ENTRETIEN / Marc Fischer, octobre-novembre 2021

par Alex Chevalier dans le cadre de « Entretiens sur l’édition »

Co-fondateur, avec Brett Bloom, du groupe Temporary Services, Marc Fischer mène depuis 2007 un projet parallèle : Public Collectors. Emprunt d’une éthique et d’une esthétique « Do It Yourself » (DIY), Marc Fischer parle également de « Do It Together », ou faisons-le ensemble. Un mantra qui en dit long sur son travail d’éditeur et d’artiste, tant il s’avère que, dans l’ensemble des projets que Marc Fischer a réalisé, le travail se construit toujours dans une forme de conversation. Réalisé entre octobre et novembre 2021, cet entretien nous permet de revenir sur les liens qu’il entretient avec l’édition, la musique, le collectif et le politique.

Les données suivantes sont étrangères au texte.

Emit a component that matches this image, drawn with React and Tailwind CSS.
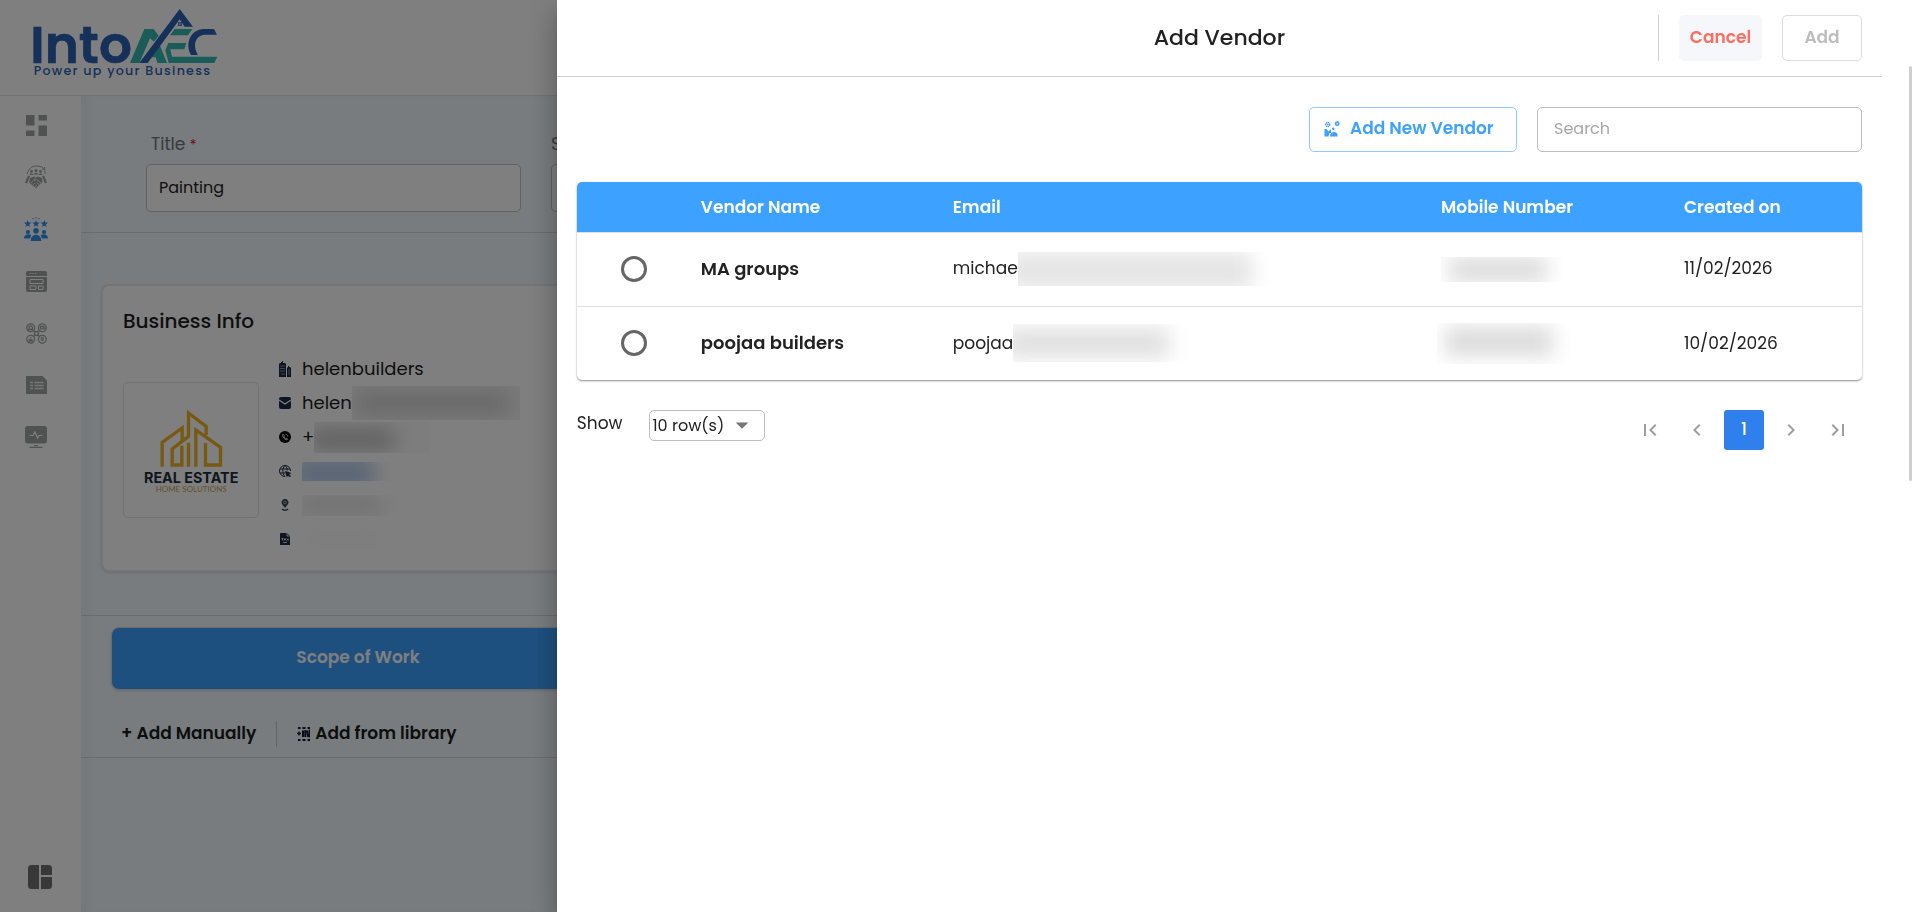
import { useState } from 'react'
import { MdFirstPage, MdLastPage, MdChevronLeft, MdChevronRight, MdArrowDropDown } from 'react-icons/md'

function BrandLogo() {
  return (
    <svg viewBox="90 15 570 225" className="w-[190px] h-[75px]" role="img" aria-label="IntoAEC">
      <text x="91" y="188" fontSize="155" fontWeight="600" fill="#2b63b4" stroke="#2b63b4" strokeWidth="2" fontFamily="Poppins, Inter, sans-serif">Into</text>
      <g fill="#34b8ae">
        <path d="M390 189 433 87h28l15 20-14 18-12-10-32 74z" />
        <path d="m474 122 27 67h-29l-5-17h-22l14-19h10l-6-14z" />
        <path d="M524 87h53l-13 19h-54zM505 129h54l-6 19h-42l5 22h136l-9 19H506l-10-38z" />
      </g>
      <g fill="#2b63b4">
        <path d="m418 189 121-162 40 53h-25l-15-22-96 131z" />
        <path d="m651 104-9-17h-31c-40 2-57 44-38 78h21c-16-28-10-58 20-61z" />
        <path d="M534 66h5v5h-5zM541 66h5v5h-5zM534 73h5v5h-5zM541 73h5v5h-5z" />
      </g>
      <text x="101" y="225" fontSize="38" fontWeight="500" fill="#2b63b4" fontFamily="Poppins, Inter, sans-serif" className="tracking-widest">Power up your Business</text>
    </svg>
  )
}

function DashboardIcon() {
  return (
    <svg viewBox="0 0 21 21" className="w-[21px] h-[21px]" fill="currentColor">
      <rect width="8.500" height="10.500" rx=".6" />
      <rect x="12.500" width="8.500" height="5.500" rx=".6" />
      <rect y="15.500" width="8.500" height="5.500" rx=".6" />
      <rect x="12.500" y="10.500" width="8.500" height="10.500" rx=".6" />
    </svg>
  )
}

function PartnersIcon() {
  return (
    <svg viewBox="0 0 24 24" className="w-6 h-6" fill="currentColor">
      <path d="M3 9C5 3 8 1 12 1c4 0 7 1 8 3M21 9c0-2 0-3-1-5l1-2M20 4l-2 0" fill="none" stroke="currentColor" />
      <circle cx="7.500" cy="6.500" r="1.400" />
      <circle cx="12" cy="5.500" r="1.500" />
      <circle cx="16.500" cy="6.500" r="1.400" />
      <path d="M5.500 10c0-2 4-2 4 0zM10 9.500c0-2.500 4-2.500 4 0zM14.500 10c0-2 4-2 4 0zM4 10.500l2 1-3 7-2-1zM20 10.500l-2 1 3 7 2-1z" />
      <path d="M6 13l4-1.500 2 .8 2-.8 4 1.500.5 4-6.500 6L5 17.500z" />
      <path d="M12 12.500 9.500 15c1 1 2 .5 3-.5l5 4M7 18l2-2M9 20l2-2M11 22l2-2M13 18l2.500 2" fill="none" stroke="#fff" strokeWidth=".8" />
    </svg>
  )
}

function VendorsIcon() {
  const star = 'M0-3.600 1-1.100l2.700.1L1.600.8l.7 2.600L0 1.900l-2.300 1.500.7-2.600L-3.700-1-1-1.100z'
  return (
    <svg viewBox="0 0 24 24" className="w-6 h-6" fill="currentColor">
      <path d={star} transform="translate(3.700 6.600)" />
      <path d={star} transform="translate(12 6.600)" />
      <path d={star} transform="translate(20.300 6.600)" />
      <path d="M12 .300v1.500M8.500 1l.8 1.300M15.500 1l-.8 1.300" stroke="currentColor" />
      <circle cx="3.900" cy="15" r="2.100" />
      <circle cx="20.100" cy="15" r="2.100" />
      <circle cx="12" cy="13.800" r="2.800" />
      <path d="M0 21.500c0-5 6.500-5 7.200-3L6 21.500zM24 21.500c0-5-6.500-5-7.200-3l1.200 3zM6.700 24c0-8.500 10.600-8.500 10.600 0z" />
    </svg>
  )
}

function LayoutIcon() {
  return (
    <svg viewBox="0 0 21 21" className="w-[21px] h-[21px]">
      <path d="M2 0h17a2 2 0 0 1 2 2v17a2 2 0 0 1-2 2H2a2 2 0 0 1-2-2V2a2 2 0 0 1 2-2z" fill="currentColor" />
      <path d="M0 5.500h21M4 2.500h1.200M6.500 2.500h1.200M9 2.500h1.200" stroke="#fff" />
      <path d="M4 8.500h13v4H4zM4 15h6v3.500H4zM12.500 15H17v3.500h-4.500z" fill="none" stroke="#fff" />
    </svg>
  )
}

function NetworkIcon() {
  return (
    <svg viewBox="0 0 21 21" className="w-[21px] h-[21px]" fill="none" stroke="currentColor" strokeWidth="1.300">
      <circle cx="4.700" cy="4.700" r="3.900" />
      <circle cx="16.300" cy="4.700" r="3.900" />
      <circle cx="4.700" cy="16.300" r="3.900" />
      <circle cx="16.300" cy="16.300" r="3.900" />
      <circle cx="10.500" cy="10.500" r="2" />
      <path d="m7.500 7.500 1.500 1.500m4.500-1.500L12 9M7.500 13.500 9 12m4.500 1.500L12 12" />
      <path d="M3 6.500V4l1.700-1.500L6.400 4v2.500zM14.500 3.500h3.600v2.400h-3.600zM3 18c0-2.500 3.400-2.500 3.400 0zM4.700 14v1M14.800 15h3M14.800 17h3" />
    </svg>
  )
}

function SheetIcon() {
  return (
    <svg viewBox="0 0 21 18" className="w-[21px] h-[18px]">
      <path d="M0 0h16.500L21 4.500V18H0z" fill="currentColor" />
      <path d="M4 6.500h3M4 9.500h3M4 12.500h3M8.500 6.500h9M8.500 9.500h9M8.500 12.500h9" stroke="#fff" strokeWidth="1.500" opacity=".8" />
    </svg>
  )
}

function MonitorIcon() {
  return (
    <svg viewBox="0 0 22 22" className="w-[22px] h-[22px]" fill="none">
      <rect width="22" height="17.500" rx="2.500" fill="currentColor" />
      <path d="M4.500 9.500h3.500l2-3.500 2.500 6 1.500-2.500h3.500" stroke="#fff" strokeWidth="1.200" />
      <path d="M9 19.500h4M4.500 21.300h13" stroke="currentColor" strokeWidth="1.200" />
    </svg>
  )
}

function PanelIcon() {
  return (
    <svg viewBox="0 0 24 24" className="w-6 h-6" fill="currentColor">
      <path d="M3.500 0H11v24H3.500A3.500 3.500 0 0 1 0 20.500v-17A3.500 3.500 0 0 1 3.500 0zM13 0h7.500A3.500 3.500 0 0 1 24 3.500V10H13zM13 12h11v8.500a3.500 3.500 0 0 1-3.500 3.500H13z" />
    </svg>
  )
}

function CompanyLogo() {
  return (
    <svg viewBox="150 400 305 270" className="w-[102px] h-[90px]" role="img" aria-label="Real Estate Home Solutions">
      <g fill="none" stroke="#f0b323" strokeWidth="10">
        <path d="M216 585v-73l60-43v38" />
        <path d="M275 522v58h-29v-48l49-38v-70l53 40v26" />
        <path d="M295 585v-72M317 585V475l74 52v53h-45v-66" />
      </g>
      <text x="303" y="633" fontSize="43" fontWeight="700" textAnchor="middle" fill="#1c2f3d" fontFamily="Inter, sans-serif">REAL ESTATE</text>
      <text x="303" y="660" fontSize="24" textAnchor="middle" fill="#c8a458" fontFamily="Lato, sans-serif">HOME SOLUTIONS</text>
    </svg>
  )
}

function BuildingIcon() {
  return (
    <svg viewBox="0 0 12 16" className="w-3 h-4">
      <path d="M0 16V3l1-1h1V1h1V0h1v2h2l1 1v13zM8 16V7l1-1V5h1v1h1l1 1v9z" fill="#1d2b45" />
      <path d="M1 5h5M1 7.500h5M1 10h5M9 9h2M9 11h2M2 13h4M9 13h2" stroke="#8f9aad" strokeWidth=".9" />
    </svg>
  )
}

function MailIcon() {
  return (
    <svg viewBox="0 0 12 12" className="w-3 h-3">
      <rect width="12" height="12" rx="2" fill="#1d2b45" />
      <path d="m0 3 6 4 6-4" fill="none" stroke="#fff" strokeWidth="1.200" />
    </svg>
  )
}

function PhoneIcon() {
  return (
    <svg viewBox="0 0 12 12" className="w-3 h-3">
      <circle cx="6" cy="6" r="6" />
      <path d="M4 3.300c-.8.8 0 3 1.200 4.200S8 9.300 8.700 8.300L7.400 7l-.9.400c-.7-.4-1.200-1-1.400-1.700l.5-.8zM6.500 3.200c1.300 0 2.300 1 2.300 2.400" fill="none" stroke="#fff" strokeWidth=".9" />
    </svg>
  )
}

function WebIcon() {
  return (
    <svg viewBox="0 0 12 12" className="w-3 h-3" fill="none" stroke="#1d2b45">
      <path d="M11.500 6A5.500 5.500 0 1 0 6 11.500M6 .500c-3 3-3 8 0 11M6 .500c1.500 1.500 2.200 3 2.300 5M1 4h10M1 8h5" />
      <path d="m6.500 6.500 5 1.800-2 .9 2 2-.8.700-2-2-.7 1.500z" fill="#1d2b45" />
    </svg>
  )
}

function PinIcon() {
  return (
    <svg viewBox="0 0 12 12" className="w-3 h-3">
      <path d="M6 9 3.300 5.500a3.400 3.400 0 1 1 5.400 0z" fill="#3c4558" />
      <circle cx="6" cy="3.500" r="1.300" fill="none" stroke="#b9c0cc" strokeWidth=".8" />
      <path d="M3 10c1.500 1.600 4.500 1.600 6 0" fill="none" stroke="#3c4558" strokeWidth="1.500" />
    </svg>
  )
}

function TaxIcon() {
  return (
    <svg viewBox="0 0 12 12" className="w-3 h-3">
      <path d="M2 0h6l3 3v9H1V1q0-1 1-1z" fill="#1d2b45" />
      <path d="M8 0v3h3M2.500 5.500h2M3.500 5.500v2M5 7.500l1-2 1 2M8 5.500l1.500 2M9.500 5.500 8 7.500M4 9.500h4" fill="none" stroke="#fff" strokeWidth=".8" />
    </svg>
  )
}

function LibraryIcon() {
  return (
    <svg viewBox="0 0 13 14" className="w-[13px] h-[14px]" fill="none" stroke="#111a2b">
      <path d="M1 1h2.500M5.500 1h3M10.500 1h2.500M1 13h2.500M5.500 13h3M10.500 13h2.500" strokeWidth="2" />
      <path d="M0 6.500h4M2 4.500v4" strokeWidth="1.400" />
      <path d="M6 3.500v6.500M8.300 3v7M10.200 3.500l1 6.500" strokeWidth="2" />
      <path d="M12.400 2.500v8" strokeWidth="1.200" />
    </svg>
  )
}

function AddVendorIcon() {
  return (
    <svg viewBox="0 0 16 16" className="w-4 h-4" fill="currentColor">
      <circle cx="3.700" cy="3.500" r="2" fill="none" stroke="currentColor" strokeWidth="1.500" strokeDasharray="1.200 .5" />
      <circle cx="3.700" cy="3.500" r=".8" />
      <circle cx="13.200" cy="2.700" r="1.600" fill="none" stroke="currentColor" strokeWidth="1.600" />
      <circle cx="9.300" cy="7.700" r="1.200" />
      <path d="M.500 8h2l2 2.500L7 8v4h-1.500l-1 3.500h-4zM6 15.500c0-5.500 7-5.500 7.500-2v2z" />
    </svg>
  )
}

// masked-out personal data: a soft bar inside a clipped box
function Redacted({ className, bar }) {
  return (
    <span className={`block overflow-hidden ${className}`}>
      <span className={`block blur-[10px] ${bar}`}></span>
    </span>
  )
}

const navItems = [
  { key: 'dashboard', label: 'Dashboard', icon: DashboardIcon },
  { key: 'partners', label: 'Partners', icon: PartnersIcon },
  { key: 'vendors', label: 'Vendors', icon: VendorsIcon, active: true },
  { key: 'layouts', label: 'Layouts', icon: LayoutIcon },
  { key: 'network', label: 'Network', icon: NetworkIcon },
  { key: 'sheets', label: 'Sheets', icon: SheetIcon },
  { key: 'activity', label: 'Activity', icon: MonitorIcon }
]

const businessInfo = [
  { key: 'name', icon: BuildingIcon, text: 'helenbuilders' },
  { key: 'mail', icon: MailIcon, text: 'helen', box: 'w-[168px] h-[34px] bg-[#f4f4f4]', bar: 'w-[152px] h-[18px] mt-2 ml-1 bg-[#c9c9c9]' },
  { key: 'phone', icon: PhoneIcon, text: '+', box: 'w-[115px] h-[31px] bg-[#fbfbfb]', bar: 'w-[84px] h-[19px] mt-2 -ml-1 bg-[#bcbcbc]' },
  { key: 'web', icon: WebIcon, box: 'w-[88px] h-[19px]', bar: 'w-[80px] h-[31px] -mt-1 -ml-2 bg-[#b4caec]' },
  { key: 'address', icon: PinIcon, box: 'w-[104px] h-[21px]', bar: 'w-[84px] h-[13px] mt-1 -ml-1 bg-[#d6d6d6]' },
  { key: 'tax', icon: TaxIcon, box: 'w-[96px] h-[21px]', bar: 'w-[80px] h-[13px] mt-1 bg-[#fafafa]' }
]

const vendors = [
  {
    id: 'ma',
    name: 'MA groups',
    email: 'michae',
    emailBox: 'w-[250px] h-[34px]',
    emailBar: 'w-[246px] h-[38px] -ml-3 bg-[#e5e5e5]',
    phoneBox: 'w-[120px] h-[25px]',
    phoneBar: 'w-[98px] h-[25px] ml-2 bg-[#dbdbdb]',
    created: '11/02/2026'
  },
  {
    id: 'poojaa',
    name: 'poojaa builders',
    email: 'poojaa',
    emailBox: 'w-[184px] h-[38px]',
    emailBar: 'w-[164px] h-[30px] mt-1 -ml-2 bg-[#e0e0e0]',
    phoneBox: '-ml-1 w-[134px] h-[41px]',
    phoneBar: 'w-[108px] h-[29px] ml-2 mt-1 bg-[#dbdbdb]',
    created: '10/02/2026'
  }
]

function Page() {
  return (
    <div className="min-h-screen flex flex-col bg-white">
      <header className="h-24 border-b border-[#e6e6e6] pl-[30px] pt-[5px]">
        <BrandLogo />
      </header>

      <div className="flex flex-1">
        <nav className="w-[81px] shrink-0 flex flex-col pt-[3px] bg-white">
          {navItems.map((item) => {
            const Icon = item.icon
            return (
              <button
                key={item.key}
                aria-label={item.label}
                className={`h-[52px] w-[72px] flex items-center justify-center ${item.active ? 'text-[#3090f0]' : 'text-[#a0a4a3]'}`}
              >
                <Icon />
              </button>
            )
          })}
          <button aria-label="Toggle panel" className="mt-auto mb-[11px] h-12 w-20 flex items-center justify-center text-[#707070]">
            <PanelIcon />
          </button>
        </nav>

        <main className="flex-1 min-w-0 bg-[#f2f9fd] shadow-[inset_12px_0_16px_-8px_#e3edf5]">
          {/* Title row */}
          <div className="grid grid-cols-4 gap-[30px] pl-[65px] pr-[184px] pt-9 pb-5 border-b border-[#d2d7da]">
            <div className="flex flex-col gap-2">
              <label htmlFor="title" className="pl-[5px] text-[17px] leading-6 text-[#70757a]">
                Title <span className="text-sm text-[#e0102c]">*</span>
              </label>
              <input id="title" defaultValue="Painting" className="h-12 w-full rounded-[5px] border border-[#c4c4c4] bg-white px-3 pb-[2px] text-base text-[#222]" />
            </div>
            <div className="flex flex-col gap-2">
              <label htmlFor="status" className="text-[17px] leading-6 text-[#70757a]">Status</label>
              <input id="status" className="h-12 w-full rounded-[5px] border border-[#c4c4c4] bg-white px-3 pb-[2px] text-base" />
            </div>
          </div>

          {/* Business card */}
          <div className="px-5 pt-[51px] pb-[43px] border-b border-[#d2d7da]">
            <div className="rounded-lg border-2 border-[#e9e9e9] bg-white px-5 pt-5 pb-[14px] shadow-sm">
              <h2 className="text-xl leading-[30px] font-medium text-[#1c1c1c]">Business Info</h2>
              <div className="mt-4 flex items-start gap-5">
                <div className="mt-[30px] w-[136px] h-[136px] rounded-[5px] border border-[#e2e2e2] flex items-center justify-center">
                  <CompanyLogo />
                </div>
                <ul>
                  {businessInfo.map((row) => {
                    const Icon = row.icon
                    return (
                      <li key={row.key} className="h-[34px] flex items-center gap-[11px]">
                        <Icon />
                        <span className="flex items-center text-lg text-[#1c1c1c]">
                          {row.text}
                          {row.box && <Redacted className={row.box} bar={row.bar} />}
                        </span>
                      </li>
                    )
                  })}
                </ul>
              </div>
            </div>
          </div>

          {/* Scope of work */}
          <div className="border-b border-[#d2d7da] pl-[30px] pt-[11px]">
            <button className="w-[494px] h-[63px] pb-[2px] rounded-lg border border-[#d8d8d8] bg-[#3da1ff] text-[17px] font-semibold text-white shadow-sm">Scope of Work</button>
            <div className="h-[47px] mt-5 flex items-center pl-[10px] text-[17px] font-semibold text-[#1c1c1c]">
              <button className="pr-5">+ Add Manually</button>
              <span className="h-[26px] w-px bg-[#c4c9cc]"></span>
              <button className="ml-5 flex items-center gap-[5px]">
                <LibraryIcon />
                Add from library
              </button>
            </div>
          </div>
        </main>
      </div>
    </div>
  )
}

function VendorTable({ selected, onSelect }) {
  return (
    <div className="mt-[30px] rounded-[5px] overflow-hidden shadow-[0_1px_2px_rgba(0,0,0,0.45)]">
      <table className="w-full table-fixed text-left">
        <thead>
          <tr className="h-[50px] bg-[#3da1ff] text-[17px] leading-6 text-white">
            <th className="w-[124px]"><span className="sr-only">Select</span></th>
            <th className="w-[252px] font-semibold">Vendor Name</th>
            <th className="font-semibold">Email</th>
            <th className="w-[243px] font-semibold">Mobile Number</th>
            <th className="w-[178px] font-semibold">Created on</th>
          </tr>
        </thead>
        <tbody>
          {vendors.map((vendor) => (
            <tr key={vendor.id} className="h-[74px] border-t border-[#e0e0e0] text-[17px] text-[#222]">
              <td>
                <input
                  type="radio"
                  name="vendor"
                  aria-label={vendor.name}
                  checked={selected === vendor.id}
                  onChange={() => onSelect(vendor.id)}
                  className="block ml-[44px] w-[26px] h-[26px] appearance-none rounded-full border-[3px] border-[#666] checked:bg-[#3da1ff]"
                />
              </td>
              <td className="text-lg leading-6 font-semibold">{vendor.name}</td>
              <td>
                <div className="flex items-center">
                  {vendor.email}
                  <Redacted className={vendor.emailBox} bar={vendor.emailBar} />
                </div>
              </td>
              <td>
                <Redacted className={vendor.phoneBox} bar={vendor.phoneBar} />
              </td>
              <td>{vendor.created}</td>
            </tr>
          ))}
        </tbody>
      </table>
    </div>
  )
}

function Pagination() {
  return (
    <div className="flex gap-[7px] pr-1 text-[#9e9e9e]">
      <button aria-label="First page" className="w-10 h-10 flex items-center justify-center"><MdFirstPage className="w-6 h-6" /></button>
      <button aria-label="Previous page" className="w-10 h-10 flex items-center justify-center"><MdChevronLeft className="w-6 h-6" /></button>
      <button className="w-10 h-10 rounded-[3px] bg-[#2f80ed] text-[17px] font-medium text-white">1</button>
      <button aria-label="Next page" className="w-10 h-10 flex items-center justify-center"><MdChevronRight className="w-6 h-6" /></button>
      <button aria-label="Last page" className="w-10 h-10 flex items-center justify-center"><MdLastPage className="w-6 h-6" /></button>
    </div>
  )
}

function AddVendorDrawer() {
  const [selected, setSelected] = useState(null)

  return (
    <aside className="fixed inset-y-0 right-0 w-[71%] flex bg-white shadow-[0_8px_10px_-5px_rgba(0,0,0,0.2),0_16px_24px_2px_rgba(0,0,0,0.14),0_6px_30px_5px_rgba(0,0,0,0.12)]">
      <div className="flex-1 min-w-0">
        {/* Header */}
        <div className="h-[77px] grid grid-cols-[1fr_auto_1fr] items-center border-b border-[#cfcfcf]">
          <span></span>
          <h1 className="pb-[2px] text-[22px] font-medium text-[#222]">Add Vendor</h1>
          <div className="flex items-center justify-end gap-5 pr-5">
            <span className="w-px h-[46px] bg-[#cfcfcf]"></span>
            <button className="w-[83px] h-[46px] rounded-[5px] bg-[#f5f7fb] text-[17px] font-semibold text-[#ff6b5e]">Cancel</button>
            <button className="w-20 h-[46px] rounded-[5px] border border-[#dcdcdc] text-[17px] font-semibold text-[#bdbdbd]">Add</button>
          </div>
        </div>

        <div className="px-5 pt-[30px]">
          <div className="flex justify-end gap-5">
            <button className="w-[208px] h-[45px] pl-[14px] pb-[2px] flex items-center gap-[10px] rounded-[5px] border border-[#90caff] text-[17px] font-semibold text-[#3da1ff]">
              <AddVendorIcon />
              Add New Vendor
            </button>
            <input type="search" aria-label="Search" placeholder="Search" className="w-[325px] h-[45px] px-4 pb-[2px] rounded-[5px] border border-[#bdbdbd] text-base placeholder:text-[#a6a6a6]" />
          </div>

          <VendorTable selected={selected} onSelect={setSelected} />

          {/* Footer */}
          <div className="mt-[30px] flex items-start justify-between">
            <div className="flex items-start gap-[26px] text-[17px] text-[#222]">
              <label htmlFor="rows" className="leading-[26px]">Show</label>
              <div className="relative">
                <select id="rows" className="w-[116px] h-[31px] appearance-none rounded-[5px] border border-[#bdbdbd] pl-[3px] text-base bg-white">
                  <option>10 row(s)</option>
                  <option>25 row(s)</option>
                  <option>50 row(s)</option>
                </select>
                <MdArrowDropDown className="absolute right-2 top-0 w-[30px] h-[30px] text-[#757575] pointer-events-none" />
              </div>
            </div>
            <Pagination />
          </div>
        </div>
      </div>

      {/* Scroll track */}
      <div className="w-[38px] shrink-0 flex justify-end pr-2 pt-[66px]">
        <span className="w-[3px] h-[415px] rounded-full bg-[#cfcfcf]"></span>
      </div>
    </aside>
  )
}

function App() {
  return (
    <div className="font-['Poppins','Inter',sans-serif] overflow-hidden">
      <Page />
      <div className="fixed inset-0 bg-black/50"></div>
      <AddVendorDrawer />
    </div>
  )
}

export default App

Marc, depuis 1998, tu es membre d’un groupe appelé Temporary Services (groupe que tu as fondé avec Brett Bloom et d’autres personnes qui ont depuis quittées l’aventure, et qui à l’époque était basé à Chicago). Dix ans après, en 2008, vous avez fondé Half Letter Press, une structure qui vous sert à la fois de librairie en ligne mais aussi de maison d’édition. En 2007, tu as commencé Public Collectors, un projet personnel, ta propre maison d’édition. Pourrais-tu s’il te plaît nous en dire un peu plus sur les débuts de ce projet ?

Aussi loin que je me souvienne, j’ai toujours été impliqué dans un processus créatif où je produisais des publications et des objets imprimés. Quand j’étais adolescent, j’ai publié sept numéros d’un fanzine appelé Primary Concern, un fanzine de musique (hardcore underground et métal), mais qui contenait également quelques textes politisés. À cette époque (entre 1988 et 1991), j’étais en contact avec d’autres éditeur-trices-s provenant du monde entier et j’échangeais constamment mes fanzines contre d’autres et collaborais avec ces mêmes personnes sur de nouveaux projets. J’ai également réalisé des peintures et des dessins lorsque j’étais à l’université, mais j’ai abandonné ce type de pratique vers 1996 et ai commencé à m’intéresser de plus en plus à l’édition et aux projets qui adoptaient une dimension sociale forte ou pouvant être menés en dehors du milieu des galeries.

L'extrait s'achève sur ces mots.